Penalties have hold on offense

Maybe the officials are getting paid by the penalty flag.

Six days after getting flagged 14 times for 169 yards in beating New Orleans 19-14, the Packers were slapped with 13 penalties for 103 yards in Friday's 9-7 loss at Jacksonville.

Last week, the problem was the Packers' young defensive backs getting a lesson in Pass Interference 101. On Friday, the problem was the Packers' veteran offensive line's clutching and grabbing.

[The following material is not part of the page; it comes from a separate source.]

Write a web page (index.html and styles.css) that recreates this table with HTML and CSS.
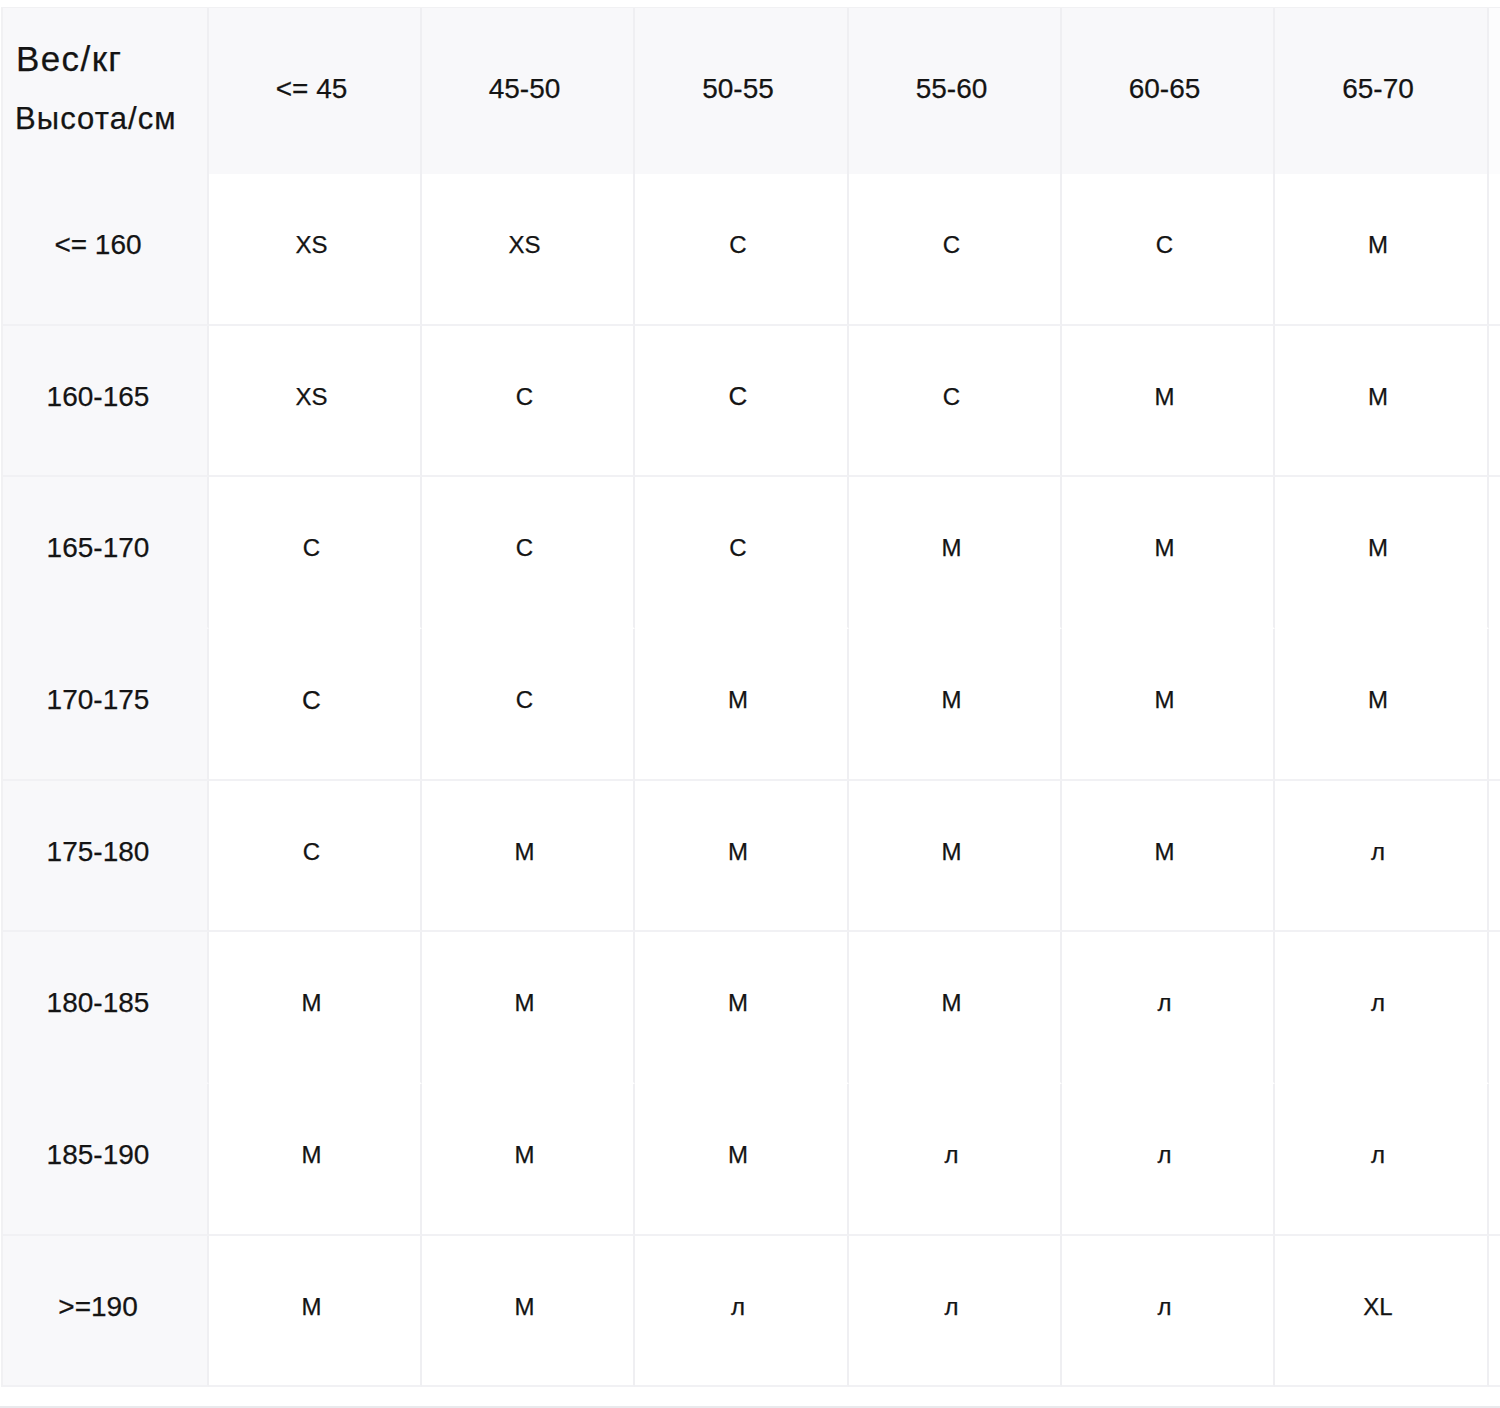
FILE: index.html
```html
<!DOCTYPE html>
<html lang="ru">
<head>
<meta charset="utf-8">
<title>Таблица размеров</title>
<link rel="stylesheet" href="styles.css">
</head>
<body>
<div class="page">
  <div class="chart">
    <div class="cell head corner">
      <span class="c-top">Вес/кг</span>
      <span class="c-bot">Высота/см</span>
    </div>
    <div class="cell head">&lt;= 45</div>
    <div class="cell head">45-50</div>
    <div class="cell head">50-55</div>
    <div class="cell head">55-60</div>
    <div class="cell head">60-65</div>
    <div class="cell head">65-70</div>
    <div class="cell tail head-tail"></div>

    <div class="cell side">&lt;= 160</div>
    <div class="cell val">XS</div><div class="cell val">XS</div><div class="cell val">С</div><div class="cell val">С</div><div class="cell val">С</div><div class="cell val">М</div>
    <div class="cell tail"></div>

    <div class="cell side">160-165</div>
    <div class="cell val">XS</div><div class="cell val">С</div><div class="cell val big">С</div><div class="cell val">С</div><div class="cell val">М</div><div class="cell val">М</div>
    <div class="cell tail"></div>

    <div class="cell side nb">165-170</div>
    <div class="cell val nb">С</div><div class="cell val nb">С</div><div class="cell val nb">С</div><div class="cell val nb">М</div><div class="cell val nb">М</div><div class="cell val nb">М</div>
    <div class="cell tail nb"></div>

    <div class="cell side">170-175</div>
    <div class="cell val big">С</div><div class="cell val">С</div><div class="cell val">М</div><div class="cell val">М</div><div class="cell val">М</div><div class="cell val">М</div>
    <div class="cell tail"></div>

    <div class="cell side">175-180</div>
    <div class="cell val">С</div><div class="cell val">М</div><div class="cell val">М</div><div class="cell val">М</div><div class="cell val">М</div><div class="cell val">л</div>
    <div class="cell tail"></div>

    <div class="cell side nb">180-185</div>
    <div class="cell val nb">М</div><div class="cell val nb">М</div><div class="cell val nb">М</div><div class="cell val nb">М</div><div class="cell val nb">л</div><div class="cell val nb">л</div>
    <div class="cell tail nb"></div>

    <div class="cell side">185-190</div>
    <div class="cell val">М</div><div class="cell val">М</div><div class="cell val">М</div><div class="cell val">л</div><div class="cell val">л</div><div class="cell val">л</div>
    <div class="cell tail"></div>

    <div class="cell side">&gt;=190</div>
    <div class="cell val">М</div><div class="cell val">М</div><div class="cell val">л</div><div class="cell val">л</div><div class="cell val">л</div><div class="cell val">XL</div>
    <div class="cell tail"></div>
  </div>
  <div class="foot"></div>
</div>
</body>
</html>
```

FILE: styles.css
```css
html, body {
  margin: 0;
  padding: 0;
  background: #ffffff;
}

body {
  font-family: "Liberation Sans", Arial, sans-serif;
  color: #141414;
  width: 1500px;
  height: 1408px;
  overflow: hidden;
  -webkit-text-stroke: 0.25px #141414;
}

.page {
  padding-top: 7px;
  padding-left: 1px;
}

.chart {
  display: grid;
  grid-template-columns: 206px 213px 213px 214px 213px 213px 214px 14px;
  grid-template-rows: 166px 152px 151px 152px 152px 151px 152px 152px 151px;
  border-top: 1px solid #f1f1f3;
  border-left: 2px solid #f1f1f3;
}

.cell {
  display: flex;
  align-items: center;
  justify-content: center;
  border-right: 2px solid #efeff2;
  border-bottom: 2px solid #f1f1f4;
  box-sizing: border-box;
  background: #ffffff;
}

.cell.nb {
  border-bottom-color: transparent;
}

.head {
  background: #f8f8fa;
  font-size: 28px;
  padding-bottom: 4px;
  padding-right: 6px;
  border-bottom: none;
}

.head-tail {
  background: #fcfcfd;
  border-bottom: none;
}

.corner {
  flex-direction: column;
  align-items: flex-start;
  justify-content: flex-start;
  padding: 30px 0 0 12px;
}

.c-top {
  font-size: 35px;
  line-height: 42px;
  letter-spacing: 1.4px;
  padding-left: 1px;
}

.c-bot {
  font-size: 31px;
  line-height: 42px;
  margin-top: 18px;
  letter-spacing: 1.1px;
}

.side {
  background: #f8f8fa;
  font-size: 28px;
  padding-bottom: 8px;
  padding-right: 14px;
}

.val {
  font-size: 24px;
  padding-bottom: 8px;
  padding-right: 6px;
}

.val.big {
  font-size: 26px;
}

.tail {
  border-right: 2px solid #f3f3f5;
}

.foot {
  height: 19px;
  border-bottom: 2px solid #e9e9ec;
  margin-left: -1px;
}
```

Four of the five members of the Packers' starting offensive line were found guilty, as were two of the top backups. It began with starting right guard Mike Wahle, in his first action of the preseason, getting called for a chop block on the second play of the game. It ended with rookie center Scott Wells getting called for holding in the fourth quarter. In between, Pro Bowl guard Marco Rivera was called for holding. Wahle was called for holding. Starting left tackle Chad Clifton was called for a false start when the Jaguars were about to blitz. Center Grey Ruegamer, starting for the injured Mike Flanagan, was called for holding twice. Kevin Barry, a valuable reserve who is like a sixth starting lineman due to his role as an extra blocker on running downs, also was called for holding.

"We moved the ball," Packers coach Mike Sherman said. "We felt comfortable about moving the football. We had a 13-play drive, a 17-play drive, but we would shoot ourselves in the foot with either a turnover or with penalties. We had an inordinate amount of penalties on offense. Today we had very few defensive penalties, a reverse of last week. Our DBs didn't get penalized but our offensive line did an awful lot.

"We've got to clean that stuff up because certainly you have to put the ball in the end zone, which I know we're more than capable of doing, but you can't continue to move backward."

Despite 27 penalties in the last two games, Sherman said his team's history of penalty-free play gave him reason not to hit the panic button. The Packers had 88 accepted penalties against them last season, third-best in the league.

"We've been one of the least penalized teams in the league, and I'm not overly concerned at this point because of that fact," Sherman said. "I think they get tired and they don't move their feet the way they're supposed to move their feet, so they reach out and grab. We need to clean that up."

The parade of penalties goes a long way toward explaining the Packers' offensive ineptness this preseason. The Packers scored their first preseason touchdown on Friday, but still have crossed the goal line just once in 42 possessions.

"The concern level is not our ability to get a touchdown, it's the constant shooting ourselves in the foot that's pushing us backward," Sherman said of Friday's loss. "Making plays and then taking them away because of penalty; we made a number of plays today that we needed to give back simply because we held on a play or we didn't have a formation aligned correctly.

"It's not the players, it's not the scheme, it's not the play of the players: It's actually the mistakes that one individual would make to bring it all the way back. I think we'll be an explosive team in the red zone. I don't doubt that. But we're certainly dealing with a lot of penalties that are drive stoppers."